After that, I decided to just leisurely bike around the neighborhoods surrounding my hotel.
BASILIQUE NOTRE-DAME DE MONTREAL
As I was biking towards Vieux Port, I ran into the basilica. It's gorgeous and I wish I'd had time to go inside and look around, but I also didn't think it would be cute for me to go inside whilst I was sweating balls.
VIEUX PORT
There's a lovely biking path running along the water and I highly recommend a ride. It's picturesque and really easy biking.
HABITAT 67
I learned about Expo 67 and this little community housing project (designed by Moshe Safdie) in my architectural history class back when I was an architecture major at Cornell (ever heard of it?). The concept is awesome: it's a way to combine the benefits of suburban life (fresh air, green space, privacy) while still maintaining the ability to densely populate the space.
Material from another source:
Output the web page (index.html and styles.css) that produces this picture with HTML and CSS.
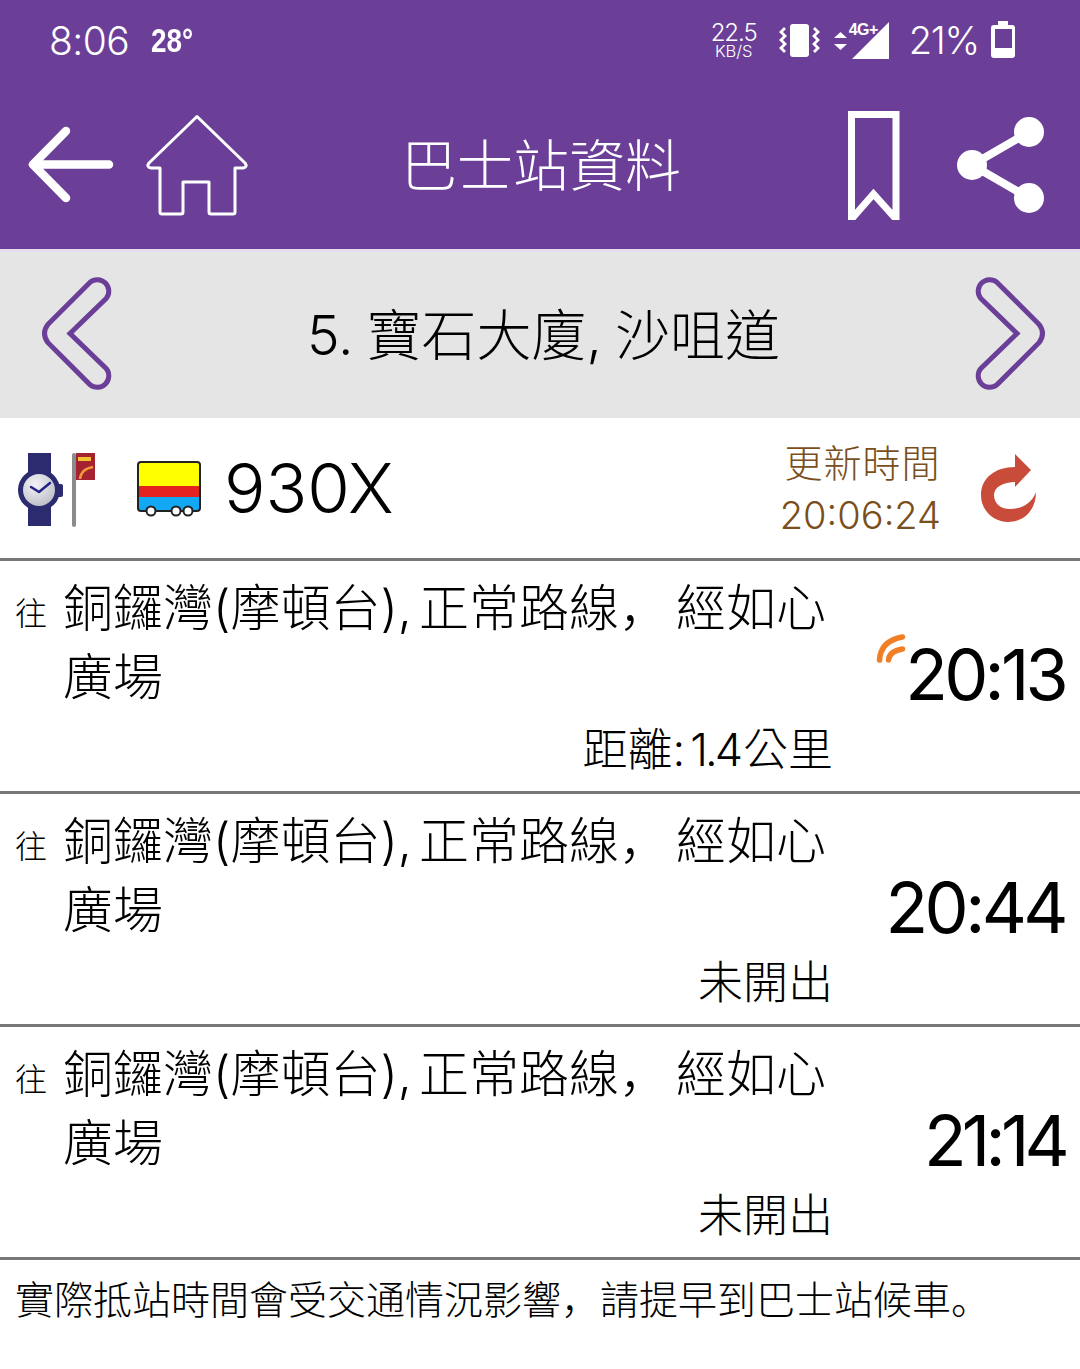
FILE: index.html
```html
<!DOCTYPE html>
<html lang="zh-Hant">

<head>
	<meta charset="UTF-8">
	<meta name="viewport" content="width=device-width, initial-scale=1.0">
	<title>巴士站資料</title>
	<link rel="stylesheet" href="styles.css">
</head>

<body>
	<header class="app-header">
		<div class="status-bar">
			<span class="clock">8:06</span>
			<span class="temp">28°</span>
			<div class="status-right">
				<div class="net-speed">
					<span class="net-value">22.5</span>
					<span class="net-unit">KB/S</span>
				</div>
				<svg class="vibrate-icon" viewBox="778 20 42 40" width="42" height="40">
					<rect x="789" y="24" width="19" height="33" rx="3" fill="#fff" />
					<path d="M784 28l-4 4 4 4-4 4 4 4-4 4 4 4M813 28l4 4-4 4 4 4-4 4 4 4-4 4" fill="none" stroke="#fff" stroke-width="2.800" />
				</svg>
				<div class="signal">
					<svg viewBox="830 18 60 42" width="60" height="42">
						<path d="M839.500 31l6.500 6h-13zM839.500 49l6.500-6h-13z" fill="#fff" />
						<path d="M851 58l37-37v37z" fill="#fff" />
					</svg>
					<span class="signal-label">4G+</span>
				</div>
				<span class="battery-text">21%</span>
				<svg class="battery-icon" viewBox="988 20 30 40" width="30" height="40">
					<path d="M998 21h10v4h4q3 0 3 3v27q0 3-3 3h-18q-3 0-3-3v-27q0-3 3-3h4z" fill="#fff" />
					<rect x="995" y="29" width="17" height="19" fill="#6b3f97" />
				</svg>
			</div>
		</div>

		<div class="toolbar">
			<svg class="back-icon" viewBox="26 124 92 80" width="92" height="80">
				<path d="M109 163.500H36M66 130L33 163.500 66 197" fill="none" stroke="#fff" stroke-width="8.500" stroke-linecap="round" stroke-linejoin="round" />
			</svg>
			<svg class="home-icon" viewBox="144 112 106 104" width="106" height="104">
				<path d="M197 115.500L149 162q-3 4 2 5h9v44q0 2 2 2h19q2 0 2-2v-30h26v30q0 2 2 2h22q2 0 2-2v-44h8q5-1 2-5z" fill="none" stroke="#fff" stroke-width="3" stroke-linejoin="round" />
			</svg>
			<h1 class="page-title">巴士站資料</h1>
			<svg class="bookmark-icon" viewBox="846 111 56 110" width="56" height="110">
				<path d="M851.500 220V115.500H896V220L873.500 195z" fill="none" stroke="#fff" stroke-width="7" />
			</svg>
			<svg class="share-icon" viewBox="955 114 92 100" width="92" height="100">
				<path d="M1029 131L972 164l57 33" fill="none" stroke="#fff" stroke-width="8" />
				<circle cx="1029" cy="131" r="15" fill="#fff" />
				<circle cx="972" cy="164" r="15" fill="#fff" />
				<circle cx="1029" cy="197" r="15" fill="#fff" />
			</svg>
		</div>
	</header>

	<nav class="stop-nav">
		<svg class="chevron" viewBox="0 0 76 120" width="76" height="120">
			<path d="M49.900 7.400L8 49.300Q1 58.500 8 67.700L49.900 109.600A11.500 11.500 0 0 0 66.100 93.400L30 58.500 66.100 23.600A11.500 11.500 0 0 0 49.900 7.400Z" fill="none" stroke="#6b3f97" stroke-width="5" />
		</svg>
		<span class="stop-name">5. 寶石大廈, 沙咀道</span>
		<svg class="chevron chevron-next" viewBox="0 0 76 120" width="76" height="120">
			<path d="M49.900 7.400L8 49.300Q1 58.500 8 67.700L49.900 109.600A11.500 11.500 0 0 0 66.100 93.400L30 58.500 66.100 23.600A11.500 11.500 0 0 0 49.900 7.400Z" fill="none" stroke="#6b3f97" stroke-width="5" />
		</svg>
	</nav>

	<section class="route-bar">
		<svg class="watch-icon" viewBox="16 451 82 78" width="82" height="78">
			<defs>
				<radialGradient id="face" cx="0.4" cy="0.35" r="0.8">
					<stop offset="0" stop-color="#f4f4f8" />
					<stop offset="1" stop-color="#aeb0b8" />
				</radialGradient>
			</defs>
			<rect x="28" y="453" width="23" height="20" fill="#2d2b70" />
			<rect x="28" y="507" width="23" height="19" fill="#2d2b70" />
			<rect x="56" y="484" width="7" height="13" rx="2" fill="#2d2b70" />
			<circle cx="39" cy="490" r="18.500" fill="url(#face)" stroke="#2d2b70" stroke-width="5" />
			<path d="M31 487l8 5 11-9" fill="none" stroke="#23238a" stroke-width="2.500" stroke-linecap="round" stroke-linejoin="round" />
			<rect x="72" y="453" width="4" height="74" rx="2" fill="#8b8b8b" />
			<rect x="76" y="453" width="19" height="27" fill="#a52230" />
			<rect x="78" y="457" width="13" height="4" fill="#f2c230" />
			<path d="M80 479q1-10 13-12" fill="none" stroke="#ef9a3a" stroke-width="2.500" />
		</svg>
		<svg class="bus-icon" viewBox="135 459 68 60" width="68" height="60">
			<path d="M138 497h62v11q0 3-3 3h-56q-3 0-3-3z" fill="#12a8f5" />
			<rect x="138" y="486" width="62" height="11" fill="#e4221f" />
			<path d="M141 462h56q3 0 3 3v21h-62v-21q0-3 3-3z" fill="#ffff00" />
			<path d="M141 462h56q3 0 3 3v43q0 3-3 3h-56q-3 0-3-3v-43q0-3 3-3z" fill="none" stroke="#222" stroke-width="2" />
			<circle cx="151" cy="511" r="4.500" fill="#fff" stroke="#222" stroke-width="2" />
			<circle cx="176" cy="511" r="4.500" fill="#fff" stroke="#222" stroke-width="2" />
			<circle cx="188" cy="511" r="4.500" fill="#fff" stroke="#222" stroke-width="2" />
		</svg>
		<span class="route-no">930X</span>
		<div class="updated">
			<span class="updated-label">更新時間</span>
			<span>20:06:24</span>
		</div>
		<svg class="refresh-icon" viewBox="979 454 60 70" width="60" height="70">
			<path d="M1015 467C995 467 981 478 981 495C981 511 994 522 1008 522C1024 522 1036 510 1036 492C1032 503 1022 509 1010 509C1000 509 994 503 994 495C994 487 1004 482 1015 482V487L1031 470 1015 454z" fill="#c94c3a" />
		</svg>
	</section>

	<main class="eta-list">
		<article class="eta-row">
			<div class="eta-info">
				<div class="eta-dest">
					<span class="to-label">往</span>
					<span class="dest-text" lang="zh-Hans">銅鑼灣(摩頓台), 正常路線， 經如心廣場</span>
				</div>
				<p class="eta-note">
					<span>距離:</span>
					<span class="dist-num">1.4</span>
					<span>公里</span>
				</p>
			</div>
			<div class="eta-time">
				<svg class="live-icon" viewBox="874 631 34 32" width="34" height="32">
					<path d="M879.500 660q1-19 23-23M888.500 660q1-9 14-11" fill="none" stroke="#f07f26" stroke-width="5.500" stroke-linecap="round" />
				</svg>
				<span class="tight-one">20:13</span>
			</div>
		</article>
		<article class="eta-row">
			<div class="eta-info">
				<div class="eta-dest">
					<span class="to-label">往</span>
					<span class="dest-text" lang="zh-Hans">銅鑼灣(摩頓台), 正常路線， 經如心廣場</span>
				</div>
				<p class="eta-note"><span>未開出</span></p>
			</div>
			<div class="eta-time"><span>20:44</span></div>
		</article>
		<article class="eta-row">
			<div class="eta-info">
				<div class="eta-dest">
					<span class="to-label">往</span>
					<span class="dest-text" lang="zh-Hans">銅鑼灣(摩頓台), 正常路線， 經如心廣場</span>
				</div>
				<p class="eta-note"><span>未開出</span></p>
			</div>
			<div class="eta-time"><span class="tight-two">21:14</span></div>
		</article>
	</main>

	<p class="footnote" lang="zh-Hans">實際抵站時間會受交通情況影響，請提早到巴士站候車。</p>
</body>

</html>
```

FILE: styles.css
```css
* {
	margin: 0;
	padding: 0;
	box-sizing: border-box;
}

body {
	background: white;
	color: #000;
	font-family: Inter, "Noto Sans CJK TC", sans-serif;
	font-weight: 300;
	overflow: hidden;
}

svg {
	display: block;
	flex: none;
}

.app-header {
	background: #6b3f97;
	color: white;
	height: 249px;
}

.status-bar {
	display: flex;
	align-items: center;
	height: 80px;
	padding-left: 49px;
}

.clock {
	font-size: 39px;
	letter-spacing: -0.6px;
}

.temp {
	margin-left: 22px;
	font-family: "Liberation Sans", sans-serif;
	font-size: 34px;
	font-weight: 700;
	transform: scaleX(0.82);
	transform-origin: left center;
}

.status-right {
	display: flex;
	align-items: center;
	margin-left: auto;
	margin-right: 62px;
}

.net-speed {
	display: flex;
	flex-direction: column;
	align-items: center;
	width: 48px;
}

.net-value {
	padding-top: 1px;
	font-size: 24px;
	line-height: 22px;
	letter-spacing: -1px;
}

.net-unit {
	margin-top: -1.500px;
	font-size: 16.500px;
	line-height: 16px;
}

.vibrate-icon {
	margin-left: 21px;
}

.signal {
	position: relative;
	margin-left: 10px;
}

.signal-label {
	position: absolute;
	left: 18px;
	top: 2px;
	font-size: 16px;
	font-weight: 700;
	letter-spacing: -0.5px;
	font-family: "Liberation Sans", sans-serif;
}

.battery-text {
	margin-left: 18px;
	font-size: 38px;
	letter-spacing: -1.2px;
}

.battery-icon {
	margin-left: 9px;
}

.toolbar {
	display: flex;
	align-items: center;
	height: 169px;
	padding: 0 33px 0 26px;
}

.back-icon {
	filter: blur(0.5px);
}

.home-icon {
	margin-left: 26px;
}

.page-title {
	flex: 1;
	text-align: center;
	font-size: 56px;
	font-weight: 300;
	padding: 0 14px 6px 0;
}

.share-icon {
	margin-left: 53px;
}

.stop-nav {
	display: flex;
	align-items: center;
	justify-content: space-between;
	height: 169px;
	padding: 0 33px 0 40px;
	background: #e5e5e5;
	border-top: 3px solid #e6dcf0;
}

.stop-name {
	font-size: 55px;
	word-spacing: -2.500px;
	padding-bottom: 8px;
}

.chevron-next {
	transform: scaleX(-1);
}

.route-bar {
	display: flex;
	align-items: center;
	height: 143px;
	padding: 2px 41px 0 16px;
	border-bottom: 3px solid #777;
}

.watch-icon {
	margin-top: 2px;
}

.bus-icon {
	margin-left: 37px;
}

.route-no {
	margin: -2px 0 0 21px;
	font-size: 69px;
}

.updated {
	display: flex;
	flex-direction: column;
	align-items: center;
	margin-left: auto;
	margin-right: 38px;
	font-size: 38px;
	line-height: 52px;
	color: #7a4f1c;
}

.updated-label {
	letter-spacing: 1px;
	padding-left: 4px;
}

.eta-row {
	display: flex;
	height: 233px;
	border-bottom: 3px solid #777;
}

.eta-info {
	display: flex;
	flex-direction: column;
	width: 832px;
	flex: none;
}

.eta-dest {
	display: flex;
	align-items: flex-start;
	padding-top: 13px;
}

.to-label {
	width: 63px;
	padding-left: 15px;
	font-size: 32px;
	line-height: 80px;
	flex: none;
}

.dest-text {
	font-family: Inter, "Noto Sans CJK SC", sans-serif;
	font-size: 50px;
	line-height: 69px;
	word-spacing: -7px;
}

.eta-note {
	display: flex;
	justify-content: flex-end;
	margin: 8px -1px 0 0;
	font-size: 45px;
	line-height: 60px;
}

.dist-num {
	margin: 0 3px 0 5px;
	letter-spacing: -3px;
}

.eta-time {
	position: relative;
	flex: 1;
	display: flex;
	align-items: center;
	justify-content: flex-end;
	padding: 0 15px 3px 0;
	font-size: 70px;
	font-weight: 400;
	letter-spacing: -3.600px;
}

.tight-one {
	letter-spacing: -3.800px;
}

.tight-two {
	letter-spacing: -4.800px;
}

.live-icon {
	position: absolute;
	left: 42px;
	top: 70px;
}

.footnote {
	padding: 15px 0 0 15px;
	font-family: Inter, "Noto Sans CJK SC", sans-serif;
	font-size: 39px;
	line-height: 50px;
	white-space: nowrap;
}
```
The result is this odd formation of concrete blocks. And yes, people live there.
You can certainly get to the little island and see it closer up, but it's easy enough to enjoy from the mainland and just as fascinating.
PLACE JACQUES-CARTIER
This pleasant little square made me feel like I was in Europe for real. It's a bustling area with loads of shops and vendors with stands selling prints and candy.
PARC CHAMP-DE-MARS
This doesn't quite compare to Paris's Champ-de-Mars, which is where the Eiffel Tower is, but it's quaint nonetheless. I really enjoyed how much green space there was in this city.
I walked past this community garden a few times, and fell in love. It was so lush and people obviously really cared for their plots.
THANH-LONG PHO
Despite the fact that I sweated my ass off riding a bike all day, for whatever bizarre reason, I decided I really wanted soup so I had pho and spring rolls for dinner. It hit the spot.
After dinner, I made friends with some of the other hotel guests and we went up to the roof terrace of the hotel to have drinks and hang out. It was leisurely and a really nice way to end a busy day.
And then because I couldn't resist the giant tub, I had a bath to soak my aching muscles before heading to bed.